- [PROBLEM REQUIREMENTS]
Starting at the first line of the listing below, retype each line up to and including the one that contains "const SMOOTH_VALUE = 4". Leave pictures out.
* * * *
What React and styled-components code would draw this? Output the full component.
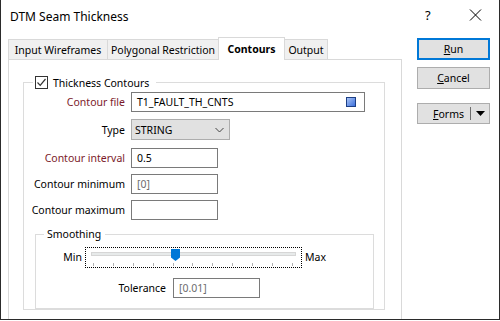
import styled, { createGlobalStyle } from 'styled-components'

const GlobalStyle = createGlobalStyle`
  body {
    margin: 0;
    background: #fff;
    font-family: "Noto Sans", "Liberation Sans", sans-serif;
    font-size: 10.5px;
    color: #000;
  }
`

const tabs = [
  { name: 'Input Wireframes', w: 100 },
  { name: 'Polygonal Restriction', w: 112 },
  { name: 'Contours', w: 67, active: true },
  { name: 'Output', w: 44 },
]

const TICKS = 11
const SMOOTH_VALUE = 4

const App = () => {
  return (
    <>
      <GlobalStyle />
      <Window>
        <TitleBar>
          <Title>DTM Seam Thickness</Title>
          <HelpMark>?</HelpMark>
          <CloseIcon width="13" height="12" viewBox="0 0 13 12">
            <path d="M1 0.5 L12 11.5 M12 0.5 L1 11.5" stroke="#000" strokeWidth="1" />
          </CloseIcon>
        </TitleBar>
        <Body>
          <Main>
            <TabRow>
              {tabs.map((t) => (
                <Tab key={t.name} $w={t.w} $active={t.active}>{t.name}</Tab>
              ))}
            </TabRow>
            <Panel>
              <GroupBox>
                <Legend>
                  <CheckBox>
                    <svg width="11" height="11" viewBox="0 0 11 11">
                      <path d="M1.5 5.5 L4.2 8.3 L9.5 2" fill="none" stroke="#333" strokeWidth="1.2" />
                    </svg>
                  </CheckBox>
                  Thickness Contours
                </Legend>
                <FormGrid>
                  <FieldLabel $required>Contour file</FieldLabel>
                  <TextBox $w={234}>
                    T1_FAULT_TH_CNTS
                    <FileIcon />
                  </TextBox>

                  <FieldLabel $mt={7}>Type</FieldLabel>
                  <Select $mt={7}>
                    STRING
                    <svg width="9" height="6" viewBox="0 0 9 6">
                      <path d="M0.5 1 L4.5 5 L8.5 1" fill="none" stroke="#444" strokeWidth="1" />
                    </svg>
                  </Select>

                  <FieldLabel $required $mt={8}>Contour interval</FieldLabel>
                  <TextBox $w={87} $mt={8}>0.5</TextBox>

                  <FieldLabel $mt={6}>Contour minimum</FieldLabel>
                  <TextBox $w={87} $mt={6} $muted>[0]</TextBox>

                  <FieldLabel $mt={6}>Contour maximum</FieldLabel>
                  <TextBox $w={87} $mt={6} />
                </FormGrid>

                <SmoothGroup>
                  <SmoothLegend>Smoothing</SmoothLegend>
                  <SliderRow>
                    <SideLabel $align="right">Min</SideLabel>
                    <SliderFocus>
                      <TrackWrap>
                        <Track />
                        <Thumb
                          width="9"
                          height="12"
                          viewBox="0 0 9 12"
                          style={{ left: `${1 + (SMOOTH_VALUE / (TICKS - 1)) * 197}px` }}
                        >
                          <path d="M0 0 H9 V8.5 L4.5 12 L0 8.5 Z" fill="#0078d7" />
                        </Thumb>
                      </TrackWrap>
                      <Ticks>
                        {Array.from({ length: TICKS }).map((_, i) => (
                          <Tick key={i} />
                        ))}
                      </Ticks>
                    </SliderFocus>
                    <SideLabel>Max</SideLabel>
                  </SliderRow>
                  <ToleranceRow>
                    <FieldLabel>Tolerance</FieldLabel>
                    <TextBox $w={87} $muted>[0.01]</TextBox>
                  </ToleranceRow>
                </SmoothGroup>
              </GroupBox>
            </Panel>
          </Main>

          <ButtonColumn>
            <Button $default><u>R</u>un</Button>
            <Button $mt={7}><u>C</u>ancel</Button>
            <SplitButton>
              <SplitLabel><u>F</u>orms</SplitLabel>
              <SplitDivider />
              <svg width="9" height="5" viewBox="0 0 9 5">
                <path d="M0 0 H9 L4.5 5 Z" fill="#000" />
              </svg>
            </SplitButton>
          </ButtonColumn>
        </Body>
      </Window>
    </>
  )
}

export default App

const Window = styled.div`
width: 500px;
height: 320px;
box-sizing: border-box;
border: 1px solid #2b2b2b;
border-top: none;
background: #fff;
overflow: hidden;
display: flex;
flex-direction: column;
`
const TitleBar = styled.div`
height: 31px;
flex-shrink: 0;
display: flex;
align-items: center;
padding: 0 0 0 9px;
font-size: 12px;
`
const Title = styled.div`
flex: 1;
margin-top: 1px;
`
const HelpMark = styled.div`
width: 14px;
margin-right: 30px;
margin-bottom: 1px;
font-family: "Noto Sans", sans-serif;
font-size: 13px;
`
const CloseIcon = styled.svg`
margin-right: 17px;
margin-bottom: 1px;
`
const Body = styled.div`
flex: 1;
display: flex;
padding: 6px 0 0 7px;
min-height: 0;
`
const Main = styled.div`
width: 394px;
display: flex;
flex-direction: column;
`
const TabRow = styled.div`
height: 22px;
display: flex;
align-items: flex-end;
position: relative;
z-index: 1;
padding-left: 1px;
`
const Tab = styled.div`
width: ${(p) => p.$w}px;
height: ${(p) => (p.$active ? 23 : 20)}px;
margin-bottom: ${(p) => (p.$active ? -1 : 0)}px;
margin-left: -1px;
box-sizing: border-box;
border: 1px solid #d9d9d9;
border-bottom: none;
background: ${(p) => (p.$active ? '#fff' : '#f0f0f0')};
font-weight: ${(p) => (p.$active ? 700 : 400)};
font-size: 10.5px;
display: flex;
align-items: center;
justify-content: center;
padding-top: ${(p) => (p.$active ? 0 : 1)}px;
white-space: nowrap;
`
const Panel = styled.div`
flex: 1;
border: 1px solid #d9d9d9;
border-bottom: none;
padding: 15px 16px 0 14px;
`
const GroupBox = styled.fieldset`
margin: 0;
padding: 2px 0 0 0;
border: 1px solid #dcdcdc;
min-width: 0;
`
const Legend = styled.legend`
margin-left: 9px;
padding: 0 7px 0 2px;
height: 15px;
display: flex;
align-items: center;
gap: 5px;
`
const CheckBox = styled.span`
width: 13px;
height: 13px;
box-sizing: border-box;
border: 1px solid #333;
background: #fff;
display: flex;
align-items: center;
justify-content: center;
`
const FormGrid = styled.div`
display: grid;
grid-template-columns: 101px 1fr;
column-gap: 6px;
align-items: center;
`
const FieldLabel = styled.div`
text-align: right;
white-space: nowrap;
color: ${(p) => (p.$required ? '#7b1a2a' : '#000')};
margin-top: ${(p) => p.$mt || 0}px;
`
const TextBox = styled.div`
width: ${(p) => p.$w}px;
height: 20px;
box-sizing: border-box;
border: 1px solid #7a7a7a;
background: #fff;
padding: 0 8px 0 5px;
display: flex;
align-items: center;
justify-content: space-between;
color: ${(p) => (p.$muted ? '#6d6d6d' : '#000')};
margin-top: ${(p) => p.$mt || 0}px;
`
const FileIcon = styled.span`
width: 10px;
height: 10px;
box-sizing: border-box;
border: 1px solid #1d3f85;
background: linear-gradient(135deg, #a9c4f5, #3d70dc);
`
const Select = styled.div`
width: 99px;
height: 21px;
box-sizing: border-box;
border: 1px solid #adadad;
background: #e1e1e1;
padding: 0 5px 0 3px;
display: flex;
align-items: center;
justify-content: space-between;
margin-top: ${(p) => p.$mt || 0}px;
`
const SmoothGroup = styled.fieldset`
margin: 7px 10px 0 11px;
padding: 0 0 10px 0;
border: 1px solid #dcdcdc;
min-width: 0;
min-height: 0;
`
const SmoothLegend = styled.legend`
margin-left: 8px;
padding: 0 4px 0 3px;
height: 15px;
line-height: 15px;
`
const SliderRow = styled.div`
display: grid;
grid-template-columns: 46px 217px auto;
column-gap: 3px;
align-items: center;
margin-top: 5px;
`
const SideLabel = styled.div`
text-align: ${(p) => p.$align || 'left'};
padding-bottom: 1px;
`
const SliderFocus = styled.div`
height: 21px;
box-sizing: border-box;
border: 1px dotted #000;
padding: 0 5px;
display: flex;
flex-direction: column;
`
const TrackWrap = styled.div`
position: relative;
height: 11px;
padding-top: 4px;
box-sizing: border-box;
`
const Track = styled.div`
height: 4px;
box-sizing: border-box;
border: 1px solid #d6d6d6;
background: #e7eaea;
`
const Thumb = styled.svg`
position: absolute;
top: 1px;
`
const Ticks = styled.div`
display: flex;
justify-content: space-between;
padding: 4px 3px 0 2px;
`
const Tick = styled.span`
width: 1px;
height: 3px;
background: #b0b0b0;
`
const ToleranceRow = styled.div`
display: grid;
grid-template-columns: 130px auto;
column-gap: 7px;
align-items: center;
margin-top: 10px;
`
const ButtonColumn = styled.div`
width: 73px;
margin-left: 15px;
padding-top: 1px;
display: flex;
flex-direction: column;
`
const Button = styled.div`
height: 22px;
box-sizing: border-box;
border: ${(p) => (p.$default ? '2px solid #0078d7' : '1px solid #adadad')};
background: #e1e1e1;
display: flex;
align-items: center;
justify-content: center;
margin-top: ${(p) => p.$mt || 0}px;
u { text-decoration: underline; }
`
const SplitButton = styled.div`
height: 21px;
margin-top: 14px;
box-sizing: border-box;
border: 1px solid #adadad;
background: #e1e1e1;
display: flex;
align-items: center;
padding-right: 4px;
`
const SplitLabel = styled.span`
flex: 1;
text-align: right;
padding-right: 6px;
`
const SplitDivider = styled.span`
width: 1px;
height: 13px;
background: #6e6e6e;
margin-right: 5px;
`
* * * *
- [THE OUTPUT]
What React and styled-components code would draw this? Output the full component.
import styled, { createGlobalStyle } from 'styled-components'

const GlobalStyle = createGlobalStyle`
  body {
    margin: 0;
    background: #fff;
    font-family: "Noto Sans", "Liberation Sans", sans-serif;
    font-size: 10.5px;
    color: #000;
  }
`

const tabs = [
  { name: 'Input Wireframes', w: 100 },
  { name: 'Polygonal Restriction', w: 112 },
  { name: 'Contours', w: 67, active: true },
  { name: 'Output', w: 44 },
]

const TICKS = 11
const SMOOTH_VALUE = 4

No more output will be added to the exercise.